Como se puedan cruzar los destinos no nos es dado —nunca— saber. Uno camina, y el sendero que recorre es un sendero del deseo. Y el deseo, ése que en la mayor parte de los casos guía nuestros pasos en la vida, se origina siempre de una carencia, de algo que no tenemos.  Y la concepción del deseo como carencia siempre vincula el deseo a un objeto (deseo esto, o aquello, a esta mujer, un piso con azotea...). Uno cree desear, siempre, lo que es bueno, o por lo menos lo que cree que es bueno para él, lo que le va a dar —una vez obtenido— esa felicidad de la que carece. Y lo que es bueno, lo que cree uno que está en la categoría "bueno", le viene a uno de categorías que ha definido él mismo, sino de una imposición que se debe a múltiples factores: la educación en su sentido más amplio: la sociedad en la que ha vivido, lo que se le ha enseñado acerca de lo que es bueno y malo y deseable/no deseable.

Suele decirse que es difícil obtener lo que se desea.

Al contrario, decía Deleuze —cuya lectura tengo que agradecer a mi amiga Margherita y, más recientemente a mi amigo Joao Sinietro— que cuando deseamos no deseamos un objeto, sino un conjunto. Y que hablamos, paradójicamente, de manera abstracta cuando decimos que deseamos este o aquel objeto, porque nuestro deseo siempre es concreto, siempre es el deseo de un conjunto (espacial, geográfico, temporal, concreto). Decía Deleuze, por ejemplo, que cuando deseamos una mujer (o un hombre) no deseamos una mujer o un hombre sino «esa» mujer (o ese hombre) y todos los paisajes, los encuentros, todos los libros, las ciudades, los tés, las rebanadas de pan con aceite y tomate, y los sueños, y los paseos que se dan en ella, que están enrollados, mezclados en ella. Y desearla, quererla (ese verbo hispánico que mezcla el querer y el amar), es desear desenrollar, des-mezclar, y mezclarse con, participar de de todos esos paisajes, esos encuentros, esos libros, ciudades, tés, rebanadas de pan con aceite y tomate, sueños, paseos.   «C'est toujours avec des mondes que l'on fa l'amour». Eso es: «con mundos es con lo que siempre hacemos el amor». Y ese mundo lo fabricamos nosotros. Somos nosotros quienes disponemos esos elementos (esos paisajes, esos encuentros, esos libros, ciudades, tés, rebanadas de pan con aceite y tomate, sueños, paseos), los colocamos uno al lado del otro, los concatenamos, producimos no el objeto sino «el mundo» de nuestro deseo. Y entonces lo que es verdaderamente difícil no es conseguir lo que se desea, sino desear, en si mismo. Porque desear impica la construcción misma del deseo (¿cuántas veces sentimos que deseamos algo, pero no sabemos exactamente lo que deseamos?)

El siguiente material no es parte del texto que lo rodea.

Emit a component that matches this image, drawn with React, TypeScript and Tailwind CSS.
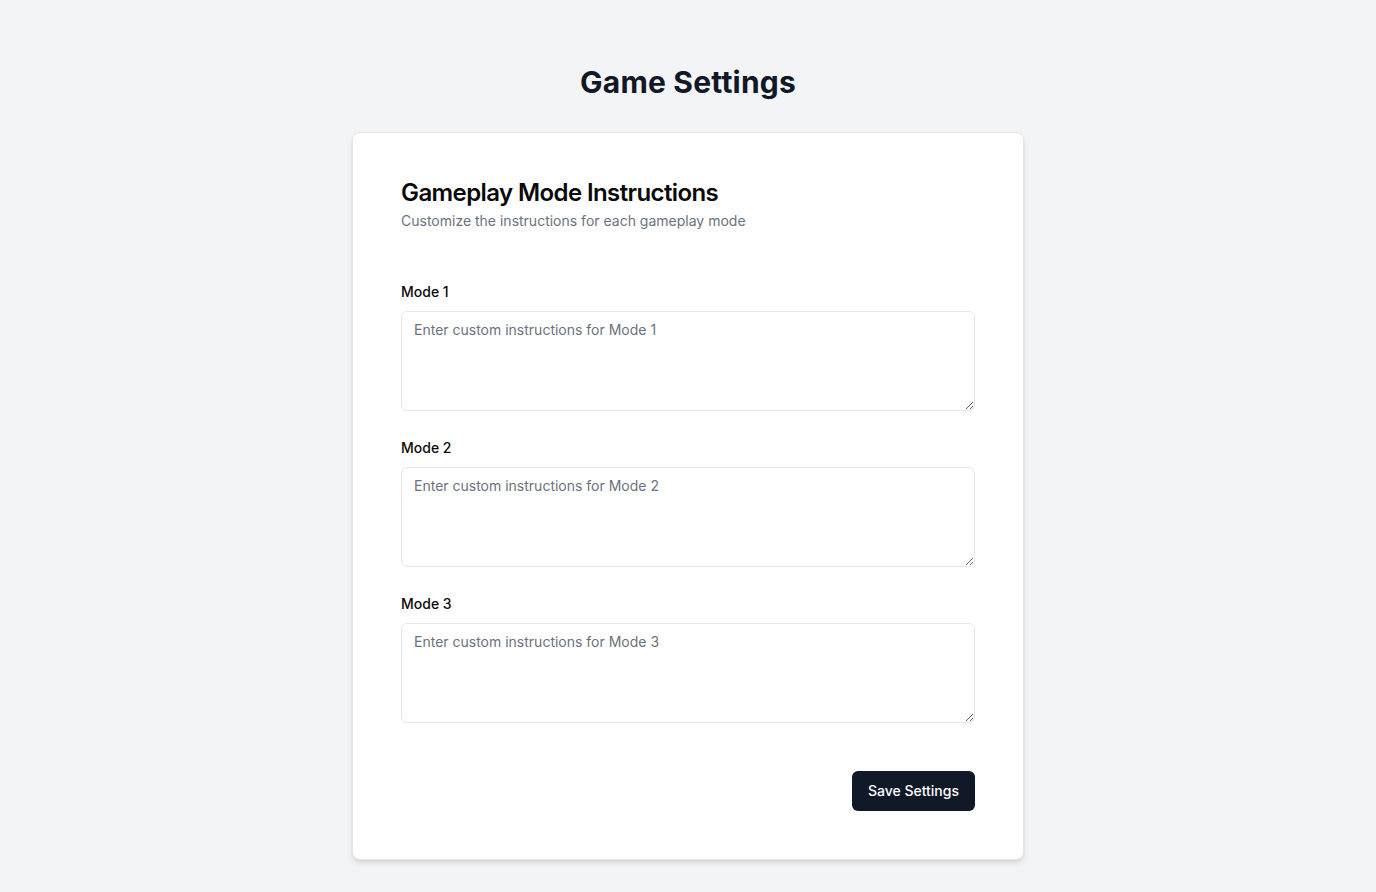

En el El Castillo de los destinos cruzados, se encuentran y cruzan destinos y deseos. Como ocurre en ese castillo que Calvino trajo a nuestras manos, los tarots se descubren uno a uno, y uno nunca sabe cuál será el siguiente.



Mia Signora. Me agrada pensar que en la personalísima construcción de Vuestro deseo, el destino os haya llevado a cruzar, aunque por pocas horas, este otro sendero mío, a mezclaros con la construcción de este otro castillo que es mi propio deseo. Conoceros ha sido un regalo de belleza y alegría.  

Quién sabe, tal vez el siguiente tarot sea un tres de bastos.

En ese caso, habrá viajes, y empresas, y tal vez lleguemos, al final —cuando todas las cartas estén boca arriba y ese entramado de cartas dibuje la Ciudad del  Todo— a ese lugar
«donde todos los destinos y los deseos se encuentran, donde todas las partes se unen, las elecciones se equilibran, donde se llena el vacío entre los que nos esperamos [nuestros deseos] y lo que nos toca [...] donde sólo se nos admite por medio de una elección y un rechazo, aceptando una parte, y renunciando al resto.»